STEP 1: GENERATE POTENTIAL WORK AREAS The first step is to generate potential work areas. Several factors determine the makeup of a work area:
A work area must be a continuous geographical area without “holes.” In other words, a work area cannot fall completely inside another work area.
A work area must be made up of postal sectors that belong to the same subregion.
The drive time between any pair of postal sectors within a work area must not exceed 55 minutes.
To generate a potential work area, you pick a postal sector and add adjacent sectors one at a time until no more sectors can be added according to the preceding constraints. The process is repeated at each sector. Other methods of identifying potential candidate work areas have been tested; this method has been chosen because of its simplicity and its strong ability to produce good candidates. The quality of potential work areas is discussed in the next step.

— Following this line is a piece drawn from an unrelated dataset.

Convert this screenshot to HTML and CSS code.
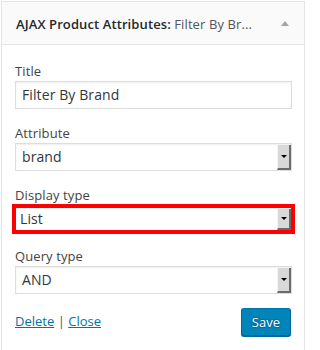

STEP 2: EVALUATE POTENTIAL WORK AREAS After potential work areas are generated, they are evaluated based on how customer calls can be served by engineers. The calls from customers in each work area can be thought of as “demand” and the work hours of service engineers in the area as “supply.” The volume of calls of each type is estimated from historical data. The volume is then transformed into engineer hours needed based on target service levels. The work hours of engineers are computed based on their work schedule. A mismatch occurs when demand and supply do not perfectly align. It is important to point out that skill sets play a critical role here. Each call type requires a specific skill from an engineer, but not every engineer has the complete skill set. So the mismatch can also result from a lack of skills in engineers. The mismatch is the primary reason why engineers travel outside their work areas to serve calls. It is quantified as the aggregated shortage of engineer hours. A linear programming model is developed to find the best way to match demand with supply in order to minimize aggregated shortage. For example, the aggregated shortage for the work areas in Figure 1 is about 38 hours on a daily basis. The model also minimizes overtime and subcontractor costs as a secondary objective. For example, the work areas in Figure 1 require 56 hours of overtime and 5 hours of subcontractor time.

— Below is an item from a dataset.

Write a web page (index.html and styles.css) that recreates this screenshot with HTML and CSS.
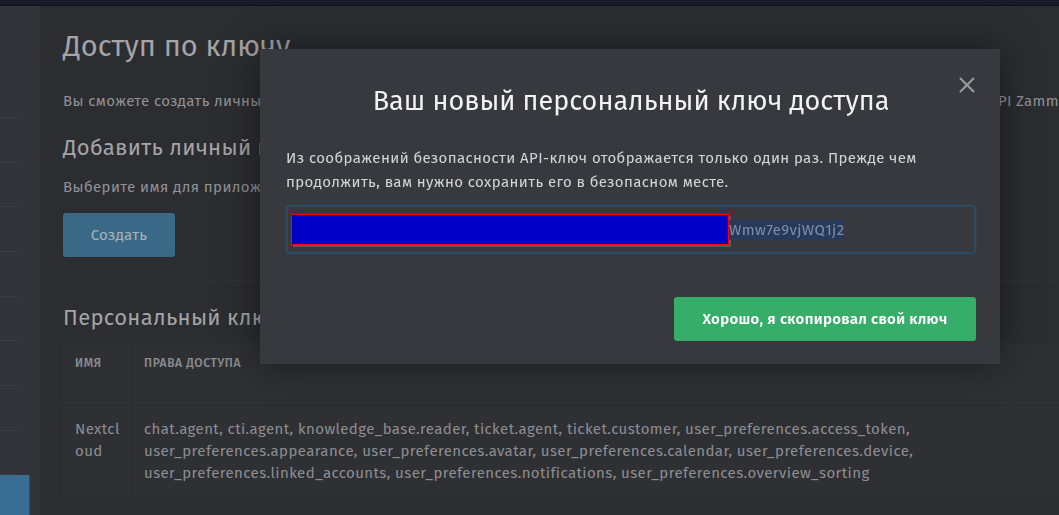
FILE: index.html
```html
<!DOCTYPE html>
<html lang="ru">
    <head>
        <meta charset="UTF-8" />
        <meta name="viewport" content="width=device-width, initial-scale=1.0" />
        <title>Доступ по ключу</title>
        <link rel="stylesheet" href="styles.css">
    </head>
    <body>
        <div class="topbar"></div>
        <div class="layout">
            <div class="sidebar">
                <div class="side-head"></div>
                <div class="side-item"></div>
                <div class="side-item"></div>
                <div class="side-item"></div>
                <div class="side-item"></div>
                <div class="side-item"></div>
                <div class="side-item"></div>
                <div class="side-item"></div>
                <div class="side-item"></div>
                <div class="side-item"></div>
                <div class="side-item active"></div>
            </div>
            <div class="content">
                <h1>Доступ по ключу</h1>
                <p class="lead lead-first">Вы сможете создать личный ключ доступа, чтобы использовать его для авторизации сторонних приложений, работающих с API Zammad.</p>
                <h2 class="add-title">Добавить личный ключ доступа</h2>
                <p class="lead lead-second">Выберите имя для приложения и права доступа.</p>
                <button class="button create-button">Создать</button>
                <hr class="divider" />
                <h2 class="list-title">Персональный ключ доступа</h2>
                <table class="token-table">
                    <thead>
                        <tr>
                            <th class="col-name">Имя</th>
                            <th>Права доступа</th>
                        </tr>
                    </thead>
                    <tbody>
                        <tr>
                            <td class="col-name">Nextcloud</td>
                            <td>chat.agent, cti.agent, knowledge_base.reader, ticket.agent, ticket.customer, user_preferences.access_token,<br>user_preferences.appearance, user_preferences.avatar, user_preferences.calendar, user_preferences.device,<br>user_preferences.linked_accounts, user_preferences.notifications, user_preferences.overview_sorting</td>
                        </tr>
                    </tbody>
                </table>
            </div>
        </div>

        <!-- модальное окно с новым ключом -->
        <div class="modal">
            <button class="modal-close" aria-label="Закрыть">
                <svg width="18" height="18" viewBox="0 0 18 18">
                    <path d="M2 2 L16 16 M16 2 L2 16" stroke="#9b9ca0" stroke-width="2" fill="none" />
                </svg>
            </button>
            <h3 class="modal-title">Ваш новый персональный ключ доступа</h3>
            <p class="modal-text">Из соображений безопасности API-ключ отображается только один раз. Прежде чем<br>продолжить, вам нужно сохранить его в безопасном месте.</p>
            <div class="key-field">
                <span class="redacted"></span><span class="key-text">Wmw7e9vjWQ1j2</span>
            </div>
            <div class="modal-footer">
                <button class="button ok-button">Хорошо, я скопировал свой ключ</button>
            </div>
        </div>
    </body>
</html>
```

FILE: styles.css
```css
body {
    margin: 0;
    font-family: "Fira Sans", "Noto Sans", sans-serif;
    background-color: #2c2d31;
    overflow: hidden;
    height: 515px;
}
.topbar {
    height: 5px;
    background-color: #181c28;
    border-bottom: 1px solid #101218;
}
.layout {
    display: flex;
    height: 509px;
}
.sidebar {
    width: 40px;
    flex-shrink: 0;
    background-color: #323439;
    display: flex;
    flex-direction: column;
}
.side-head {
    height: 68px;
}
.side-item {
    height: 44px;
    width: 18px;
    border-bottom: 1px solid #3b3d42;
}
.side-item.active {
    width: 29px;
    height: 40px;
    border-bottom: none;
    border-right: 1px solid #2f4f6a;
    background-color: #3a6d93;
}
.content {
    flex: 1;
    padding: 23px 0 0 23px;
    white-space: nowrap;
    overflow: hidden;
    color: #9a9b9e;
}
h1 {
    margin: 0;
    font-size: 29px;
    line-height: 36px;
    font-weight: 400;
    color: #a3a4a7;
}
h2 {
    margin: 0;
    font-size: 22px;
    line-height: 28px;
    font-weight: 400;
    letter-spacing: 0.3px;
    color: #a3a4a7;
}
.lead {
    font-size: 15px;
    line-height: 20px;
    letter-spacing: 0.4px;
    margin: 0;
    color: #919296;
}
.lead-first {
    margin-top: 26px;
    letter-spacing: 0.36px;
}
.add-title {
    margin-top: 23px;
}
.lead-second {
    margin-top: 15px;
}
.button {
    font-family: inherit;
    border: none;
    border-radius: 3px;
    cursor: pointer;
}
.create-button {
    display: block;
    margin-top: 16px;
    width: 112px;
    height: 44px;
    font-size: 15px;
    letter-spacing: 0.3px;
    background-color: #3a6987;
    color: #a7b2ba;
}
.divider {
    border: none;
    border-top: 1px solid #313236;
    margin: 23px 0 0;
}
.list-title {
    margin-top: 23px;
}
.token-table {
    margin-top: 11px;
    border-collapse: collapse;
    width: 1100px;
    background-color: #2f3034;
    font-size: 15px;
    letter-spacing: 0.4px;
}
.token-table th {
    text-align: left;
    font-weight: 500;
    font-size: 12px;
    line-height: 16px;
    text-transform: uppercase;
    letter-spacing: 0.6px;
    color: #8c8d91;
    height: 42px;
    vertical-align: top;
    padding: 12px 12px 8px;
}
.token-table td {
    padding: 12px 12px 13px;
    line-height: 22px;
    color: #8d8e92;
    vertical-align: top;
    white-space: normal;
    border-top: 1px solid #2a2b2f;
}
.token-table .col-name {
    width: 52px;
    padding-right: 4px;
    word-break: break-all;
    border-right: 1px solid #2a2b2f;
}
.modal {
    position: fixed;
    left: 260px;
    top: 49px;
    width: 740px;
    height: 315px;
    box-sizing: border-box;
    padding: 0 24px 0 26px;
    background-color: #38393e;
    box-shadow: 0 0 40px rgba(0, 0, 0, 0.45);
}
.modal-close {
    position: absolute;
    right: 24px;
    top: 27px;
    background: none;
    border: none;
    padding: 0;
    cursor: pointer;
}
.modal-title {
    margin: 34px 0 0;
    text-align: center;
    font-size: 27px;
    line-height: 36px;
    font-weight: 400;
    color: #f3f3f4;
}
.modal-text {
    margin: 27px 0 11px;
    font-size: 15px;
    line-height: 24px;
    letter-spacing: 0.4px;
    color: #d4d5d7;
}
.key-field {
    height: 45px;
    border: 2px solid #2d4a63;
    border-radius: 4px;
    box-shadow: 0 0 2px rgba(60, 100, 140, 0.5);
    display: flex;
    align-items: center;
    padding-left: 3px;
}
.redacted {
    width: 436px;
    height: 29px;
    background-color: #0000c8;
    border: 1px solid #ff0000;
    box-shadow: 2px 2px 0 #58595d;
}
.key-text {
    font-size: 15px;
    letter-spacing: 0.4px;
    color: #7f8ca5;
    background-color: #283a5c;
    padding: 1px 0;
}
.modal-footer {
    display: flex;
    justify-content: flex-end;
    margin-top: 43px;
}
.ok-button {
    width: 302px;
    height: 44px;
    font-size: 15px;
    letter-spacing: 0.3px;
    background-color: #36ad69;
    color: #ffffff;
    font-weight: 600;
}
```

STEP 3: CHOOSE A SUBSET OF WORK AREAS Currently there are about 750 work areas. The number of potential work areas, however, could run into the hundreds of thousands. The third step is to select the optimal subset of potential work areas that cover SRG’s entire territory with the least amount of shortage. A mixed integer programming model is developed for this purpose. Figure 3 shows the new and optimal design of the work areas. Compared with the current number of work areas (in Figure 1), the new design has only 12 work areas. The shortage in the new design is 9.7 hours, which is significantly less than in the current design. The overtime is about 60 hours, and no subcontractor hours are needed. You can see similar improvements across SRG’s entire service territory. This is the result of a better alignment of service engineers and customer calls, which is a more effective way to use the regular and overtime hours of the company’s full-time engineers.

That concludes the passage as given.